• **Material provided**
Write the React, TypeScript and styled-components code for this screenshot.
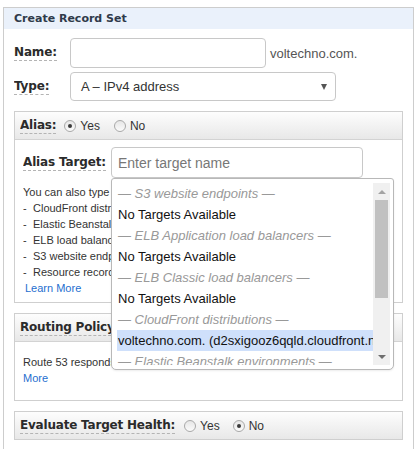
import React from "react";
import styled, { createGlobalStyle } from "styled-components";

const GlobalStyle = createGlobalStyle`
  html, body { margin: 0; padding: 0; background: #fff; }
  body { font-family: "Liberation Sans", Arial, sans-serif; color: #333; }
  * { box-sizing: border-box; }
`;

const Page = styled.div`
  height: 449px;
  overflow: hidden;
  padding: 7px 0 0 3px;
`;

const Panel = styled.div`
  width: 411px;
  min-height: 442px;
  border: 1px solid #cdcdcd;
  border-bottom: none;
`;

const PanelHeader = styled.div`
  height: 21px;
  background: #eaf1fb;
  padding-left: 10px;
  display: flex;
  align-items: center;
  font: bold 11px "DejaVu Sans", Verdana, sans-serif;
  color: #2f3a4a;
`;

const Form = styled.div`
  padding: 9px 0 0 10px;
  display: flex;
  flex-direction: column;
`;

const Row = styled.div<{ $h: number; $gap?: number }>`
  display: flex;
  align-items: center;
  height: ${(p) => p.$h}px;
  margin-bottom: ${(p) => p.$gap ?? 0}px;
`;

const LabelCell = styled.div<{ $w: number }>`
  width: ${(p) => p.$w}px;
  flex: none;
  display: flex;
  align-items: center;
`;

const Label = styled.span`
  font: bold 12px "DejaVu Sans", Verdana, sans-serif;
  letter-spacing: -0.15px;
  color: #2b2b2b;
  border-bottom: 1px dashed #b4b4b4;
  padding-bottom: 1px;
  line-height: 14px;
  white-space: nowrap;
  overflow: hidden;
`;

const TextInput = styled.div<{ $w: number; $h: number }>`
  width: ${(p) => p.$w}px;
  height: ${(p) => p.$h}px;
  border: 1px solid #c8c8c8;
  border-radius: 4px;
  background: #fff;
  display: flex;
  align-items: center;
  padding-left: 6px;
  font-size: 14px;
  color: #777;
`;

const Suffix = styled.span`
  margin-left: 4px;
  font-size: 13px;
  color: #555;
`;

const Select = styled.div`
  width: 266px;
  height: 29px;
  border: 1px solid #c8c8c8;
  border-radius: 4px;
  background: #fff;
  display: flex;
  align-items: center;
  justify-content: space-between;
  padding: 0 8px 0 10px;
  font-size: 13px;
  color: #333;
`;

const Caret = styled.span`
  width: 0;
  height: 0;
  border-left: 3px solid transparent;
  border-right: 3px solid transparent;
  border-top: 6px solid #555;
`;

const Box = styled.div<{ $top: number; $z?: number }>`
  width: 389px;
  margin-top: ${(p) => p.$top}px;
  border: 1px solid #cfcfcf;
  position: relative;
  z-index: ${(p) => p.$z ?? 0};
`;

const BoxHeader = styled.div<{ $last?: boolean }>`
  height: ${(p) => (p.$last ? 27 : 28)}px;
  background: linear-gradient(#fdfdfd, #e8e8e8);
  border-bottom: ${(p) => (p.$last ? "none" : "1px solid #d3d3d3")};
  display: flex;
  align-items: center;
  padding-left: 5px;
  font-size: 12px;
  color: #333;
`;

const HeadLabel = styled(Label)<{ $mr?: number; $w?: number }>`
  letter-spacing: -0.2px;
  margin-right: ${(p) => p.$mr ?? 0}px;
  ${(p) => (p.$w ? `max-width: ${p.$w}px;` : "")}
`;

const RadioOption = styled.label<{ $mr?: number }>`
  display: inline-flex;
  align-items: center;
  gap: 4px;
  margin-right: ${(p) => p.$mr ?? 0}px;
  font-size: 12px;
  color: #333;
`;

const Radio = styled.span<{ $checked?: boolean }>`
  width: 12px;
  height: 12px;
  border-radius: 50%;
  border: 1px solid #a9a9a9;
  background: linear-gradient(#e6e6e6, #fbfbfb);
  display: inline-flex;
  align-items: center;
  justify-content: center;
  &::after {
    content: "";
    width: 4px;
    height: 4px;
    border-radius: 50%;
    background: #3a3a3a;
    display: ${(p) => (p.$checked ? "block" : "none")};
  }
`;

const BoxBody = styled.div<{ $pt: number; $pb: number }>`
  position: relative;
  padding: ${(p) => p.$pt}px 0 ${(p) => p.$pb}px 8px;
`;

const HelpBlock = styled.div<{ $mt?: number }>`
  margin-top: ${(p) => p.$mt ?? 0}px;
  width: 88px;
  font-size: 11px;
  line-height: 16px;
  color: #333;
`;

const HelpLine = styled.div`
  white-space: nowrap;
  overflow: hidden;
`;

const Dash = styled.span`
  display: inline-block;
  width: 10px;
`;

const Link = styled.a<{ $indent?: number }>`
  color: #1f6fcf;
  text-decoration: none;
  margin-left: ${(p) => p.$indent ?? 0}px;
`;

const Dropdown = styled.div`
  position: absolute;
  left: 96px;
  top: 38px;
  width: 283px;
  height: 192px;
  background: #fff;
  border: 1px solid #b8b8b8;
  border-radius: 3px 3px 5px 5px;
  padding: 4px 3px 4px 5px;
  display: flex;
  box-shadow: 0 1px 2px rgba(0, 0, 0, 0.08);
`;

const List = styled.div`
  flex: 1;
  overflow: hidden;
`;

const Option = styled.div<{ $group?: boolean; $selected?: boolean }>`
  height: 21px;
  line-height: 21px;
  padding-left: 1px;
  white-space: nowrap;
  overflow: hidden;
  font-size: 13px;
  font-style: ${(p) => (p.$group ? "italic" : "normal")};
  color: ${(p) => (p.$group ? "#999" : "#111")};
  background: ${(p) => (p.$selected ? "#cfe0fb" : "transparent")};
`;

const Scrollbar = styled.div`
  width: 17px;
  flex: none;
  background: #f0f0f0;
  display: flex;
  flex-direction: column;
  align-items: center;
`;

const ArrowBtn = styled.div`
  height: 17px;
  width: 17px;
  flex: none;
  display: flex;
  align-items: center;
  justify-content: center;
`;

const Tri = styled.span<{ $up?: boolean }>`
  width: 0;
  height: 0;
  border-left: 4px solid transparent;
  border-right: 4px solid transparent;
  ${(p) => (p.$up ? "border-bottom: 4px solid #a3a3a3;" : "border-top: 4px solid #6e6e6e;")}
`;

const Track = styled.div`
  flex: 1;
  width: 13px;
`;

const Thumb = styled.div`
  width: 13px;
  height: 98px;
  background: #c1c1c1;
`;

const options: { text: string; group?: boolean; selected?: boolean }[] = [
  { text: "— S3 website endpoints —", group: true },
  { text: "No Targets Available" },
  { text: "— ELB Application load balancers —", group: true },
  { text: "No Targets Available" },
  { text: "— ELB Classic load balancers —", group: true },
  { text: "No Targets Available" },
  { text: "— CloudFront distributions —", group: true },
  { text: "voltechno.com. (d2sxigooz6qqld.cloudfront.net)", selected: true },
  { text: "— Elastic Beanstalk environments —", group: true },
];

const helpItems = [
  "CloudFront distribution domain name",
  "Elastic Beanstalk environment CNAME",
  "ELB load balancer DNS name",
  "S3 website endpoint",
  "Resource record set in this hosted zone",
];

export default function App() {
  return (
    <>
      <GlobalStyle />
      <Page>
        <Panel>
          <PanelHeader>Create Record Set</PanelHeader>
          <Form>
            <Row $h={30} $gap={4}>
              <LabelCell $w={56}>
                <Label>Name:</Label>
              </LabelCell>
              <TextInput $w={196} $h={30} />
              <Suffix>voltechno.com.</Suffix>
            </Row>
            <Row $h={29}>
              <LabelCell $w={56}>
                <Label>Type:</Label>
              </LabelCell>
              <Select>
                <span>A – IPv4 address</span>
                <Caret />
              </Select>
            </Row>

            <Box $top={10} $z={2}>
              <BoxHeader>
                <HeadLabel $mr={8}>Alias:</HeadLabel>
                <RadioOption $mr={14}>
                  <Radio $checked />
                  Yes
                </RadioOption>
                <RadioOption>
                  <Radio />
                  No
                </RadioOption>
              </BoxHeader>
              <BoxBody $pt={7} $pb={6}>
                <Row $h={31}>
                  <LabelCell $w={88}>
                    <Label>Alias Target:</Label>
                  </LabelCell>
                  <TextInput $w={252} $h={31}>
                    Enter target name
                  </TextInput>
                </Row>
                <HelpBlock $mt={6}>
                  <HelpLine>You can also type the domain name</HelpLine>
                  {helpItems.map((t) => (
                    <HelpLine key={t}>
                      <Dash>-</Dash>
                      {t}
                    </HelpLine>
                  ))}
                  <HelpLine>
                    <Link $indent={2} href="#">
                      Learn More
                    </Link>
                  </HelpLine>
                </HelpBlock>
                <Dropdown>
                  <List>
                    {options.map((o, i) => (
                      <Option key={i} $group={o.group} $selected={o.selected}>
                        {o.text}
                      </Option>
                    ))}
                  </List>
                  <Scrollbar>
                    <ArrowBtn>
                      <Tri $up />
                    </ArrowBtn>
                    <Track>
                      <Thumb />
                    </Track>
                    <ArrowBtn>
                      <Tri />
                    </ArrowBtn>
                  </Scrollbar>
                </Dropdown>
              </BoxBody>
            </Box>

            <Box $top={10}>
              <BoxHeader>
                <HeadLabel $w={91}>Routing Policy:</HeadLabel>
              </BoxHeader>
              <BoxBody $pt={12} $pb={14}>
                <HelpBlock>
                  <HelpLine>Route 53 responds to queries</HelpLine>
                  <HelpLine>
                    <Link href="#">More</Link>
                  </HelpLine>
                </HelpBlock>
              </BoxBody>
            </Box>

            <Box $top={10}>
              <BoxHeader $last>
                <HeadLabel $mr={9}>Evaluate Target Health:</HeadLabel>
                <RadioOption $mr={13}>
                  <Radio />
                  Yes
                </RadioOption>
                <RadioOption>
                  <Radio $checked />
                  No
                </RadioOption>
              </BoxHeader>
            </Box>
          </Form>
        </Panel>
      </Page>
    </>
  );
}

• **Work instructions**
Copy each line above where the string "React" occurs.

• **Answer for this exercise**
Write the React, TypeScript and styled-components code for this screenshot.
import React from "react";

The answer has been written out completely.